(Reuters) - Electronic Arts Inc forecast third-quarter revenue below Wall Street estimates on Tuesday, as the video-game publisher’s delayed launch of its popular “Battlefield V” game hurt the company in an already crowded holiday-season game slate.
The company’s shares were down 5 percent at $90.25 in after-market trading.
EA forecast third-quarter adjusted revenue of $1.73 billion, missing the average analysts’ estimate of $2 billion, according to Refinitiv data.
The revenue forecast was down 12 percent, compared to the same period last year, when its “Need for Speed Payback” and “The Sims 4” games were launched.
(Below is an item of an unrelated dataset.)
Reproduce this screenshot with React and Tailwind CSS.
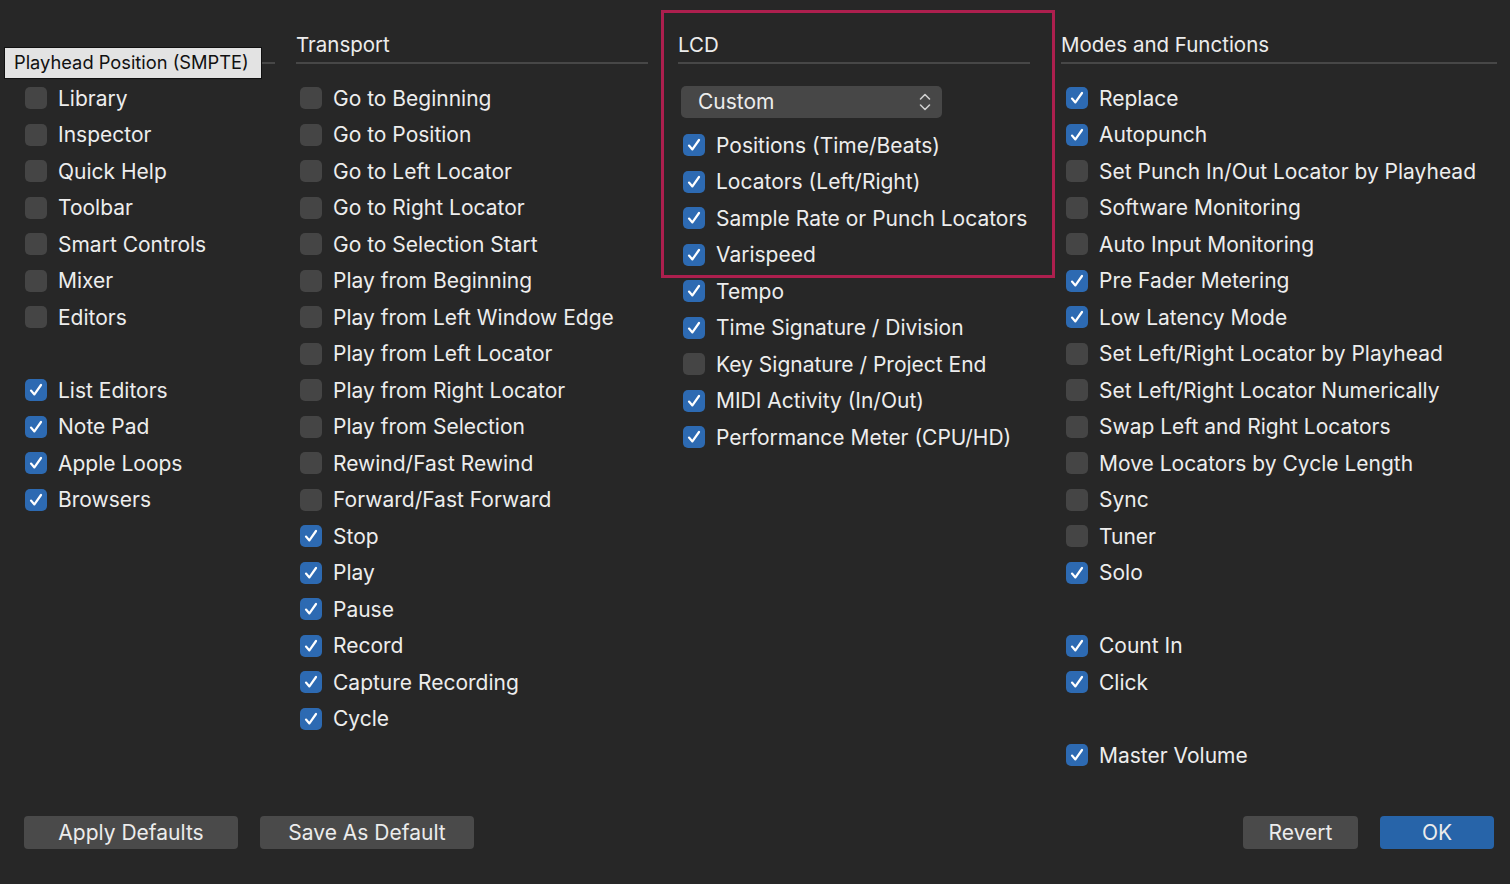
import React from 'react';

const FONT = { fontFamily: 'Inter, "Noto Sans", "Liberation Sans", sans-serif' };

const col1 = [
  ['Library', false],
  ['Inspector', false],
  ['Quick Help', false],
  ['Toolbar', false],
  ['Smart Controls', false],
  ['Mixer', false],
  ['Editors', false],
  null,
  ['List Editors', true],
  ['Note Pad', true],
  ['Apple Loops', true],
  ['Browsers', true],
];

const transport = [
  ['Go to Beginning', false],
  ['Go to Position', false],
  ['Go to Left Locator', false],
  ['Go to Right Locator', false],
  ['Go to Selection Start', false],
  ['Play from Beginning', false],
  ['Play from Left Window Edge', false],
  ['Play from Left Locator', false],
  ['Play from Right Locator', false],
  ['Play from Selection', false],
  ['Rewind/Fast Rewind', false],
  ['Forward/Fast Forward', false],
  ['Stop', true],
  ['Play', true],
  ['Pause', true],
  ['Record', true],
  ['Capture Recording', true],
  ['Cycle', true],
];

const lcd = [
  ['Positions (Time/Beats)', true],
  ['Locators (Left/Right)', true],
  ['Sample Rate or Punch Locators', true],
  ['Varispeed', true],
  ['Tempo', true],
  ['Time Signature / Division', true],
  ['Key Signature / Project End', false],
  ['MIDI Activity (In/Out)', true],
  ['Performance Meter (CPU/HD)', true],
];

const modes = [
  ['Replace', true],
  ['Autopunch', true],
  ['Set Punch In/Out Locator by Playhead', false],
  ['Software Monitoring', false],
  ['Auto Input Monitoring', false],
  ['Pre Fader Metering', true],
  ['Low Latency Mode', true],
  ['Set Left/Right Locator by Playhead', false],
  ['Set Left/Right Locator Numerically', false],
  ['Swap Left and Right Locators', false],
  ['Move Locators by Cycle Length', false],
  ['Sync', false],
  ['Tuner', false],
  ['Solo', true],
  null,
  ['Count In', true],
  ['Click', true],
  null,
  ['Master Volume', true],
];

function Box({ checked }) {
  return checked ? (
    <span className="flex h-[22px] w-[22px] shrink-0 items-center justify-center rounded-[5px] bg-[#2d6ab2]">
      <svg width="16" height="16" viewBox="0 0 16 16" fill="none">
        <path d="M3 8.6 L6.4 12.4 L13 3" stroke="white" strokeWidth="2.2" strokeLinecap="round" strokeLinejoin="round" />
      </svg>
    </span>
  ) : (
    <span className="h-[22px] w-[22px] shrink-0 rounded-[5px] bg-[#454545]" />
  );
}

function Rows({ items, pad }) {
  return (
    <div className={pad}>
      {items.map((it, i) =>
        it ? (
          <div key={i} className="flex h-[36.5px] items-center">
            <Box checked={it[1]} />
            <span className="ml-[11px] whitespace-nowrap text-[21px] text-[#ededed]">{it[0]}</span>
          </div>
        ) : (
          <div key={i} className="h-[36.5px]" />
        )
      )}
    </div>
  );
}

function Header({ children }) {
  return (
    <div className="flex h-[33px] items-start border-b-2 border-[#474747] text-[20.5px] leading-[28px] text-[#ececec]">
      {children}
    </div>
  );
}

export default function App() {
  return (
    <div className="relative h-[884px] w-[1510px] overflow-hidden bg-[#272727]" style={FONT}>
      <div className="flex pl-[4px]">
        {/* column 1 */}
        <div className="w-[271px] pt-[47px]">
          <div className="flex items-center">
            <div className="flex h-[32px] w-[258px] items-center border border-[#111] bg-[#e3e3e3] pl-[9px] text-[18.3px] text-[#111]">
              Playhead Position (SMPTE)
            </div>
            <div className="h-[2px] flex-1 bg-[#474747]" />
          </div>
          <Rows items={col1} pad="pl-[21px] pt-[1px]" />
        </div>

        {/* transport */}
        <div className="ml-[21px] w-[352px] pt-[31px]">
          <Header>Transport</Header>
          <Rows items={transport} pad="pl-[4px] pt-[16px]" />
        </div>

        {/* lcd */}
        <div className="ml-[30px] w-[352px] pt-[31px]">
          <Header>LCD</Header>
          <div className="ml-[3px] mt-[22px] flex h-[32px] w-[261px] items-center justify-between rounded-[5px] bg-[#474747] pl-[17px] pr-[10px] text-[21px] text-[#ececec]">
            <span>Custom</span>
            <svg width="14" height="20" viewBox="0 0 14 20" fill="none">
              <path d="M2.5 7 L7 2.5 L11.5 7" stroke="#cfcfcf" strokeWidth="1.6" strokeLinecap="round" strokeLinejoin="round" />
              <path d="M2.5 13 L7 17.5 L11.5 13" stroke="#cfcfcf" strokeWidth="1.6" strokeLinecap="round" strokeLinejoin="round" />
            </svg>
          </div>
          <Rows items={lcd} pad="pl-[5px] pt-[9px]" />
        </div>

        {/* modes */}
        <div className="ml-[31px] w-[436px] pt-[31px]">
          <Header>Modes and Functions</Header>
          <Rows items={modes} pad="pl-[5px] pt-[16px]" />
        </div>
      </div>

      {/* highlight annotation */}
      <div className="pointer-events-none absolute left-[661px] top-[10px] h-[268px] w-[394px] border-[3px] border-[#ad1f4e]" />

      {/* footer buttons */}
      <div className="absolute bottom-[35px] left-[24px] right-[16px] flex items-center text-[21px] text-[#ececec]">
        <button className="flex h-[33px] w-[214px] items-center justify-center rounded-[4px] bg-[#4a4a4a]">Apply Defaults</button>
        <button className="ml-[22px] flex h-[33px] w-[214px] items-center justify-center rounded-[4px] bg-[#4a4a4a]">Save As Default</button>
        <div className="flex-1" />
        <button className="flex h-[33px] w-[115px] items-center justify-center rounded-[4px] bg-[#4a4a4a]">Revert</button>
        <button className="ml-[22px] flex h-[33px] w-[114px] items-center justify-center rounded-[4px] bg-[#2764a9]">OK</button>
      </div>
    </div>
  );
}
In late August, EA said it would be delaying the launch of its highly anticipated “Battlefield V” game by nearly a month to Nov. 20 which led the game publisher to cut its full-year adjusted revenue forecast to $5.20 billion from $5.55 billion.
Activision and Take-Two have already launched the latest versions of their popular game franchises, such as “Call of Duty: Black Ops 4” and “Red Dead Redemption 2”, making it a competitive holiday season for EA.
EA and other game publishers, including rivals Activision Blizzard Inc and Take Two Interactive Software Inc, have also been challenged by the rise of ‘battle royale’ genre games such as “Fortnite”.
“I think the whole industry is seeing an effect from Fortnite ... we assume that it is a distraction to gameplay across the whole industry,” Chief Financial Officer Blake Jorgensen told Reuters.
Activision has also launched a ‘battle royale’ mode in its “Call of Duty: Black Ops 4” game to cash in on the increasing popularity, while EA plans to launch a similar mode for its “Battlefield V” game next year.
EA’s net income was $255 million, or 83 cents per share, in the second quarter ended Sept. 30, compared to a loss of $22 million, or 7 cents per share, a year earlier.
On an adjusted basis, revenue was $1.22 billion, beating estimates of $1.18 billion, primarily driven by its “FIFA 19” and “Madden NFL 19” games.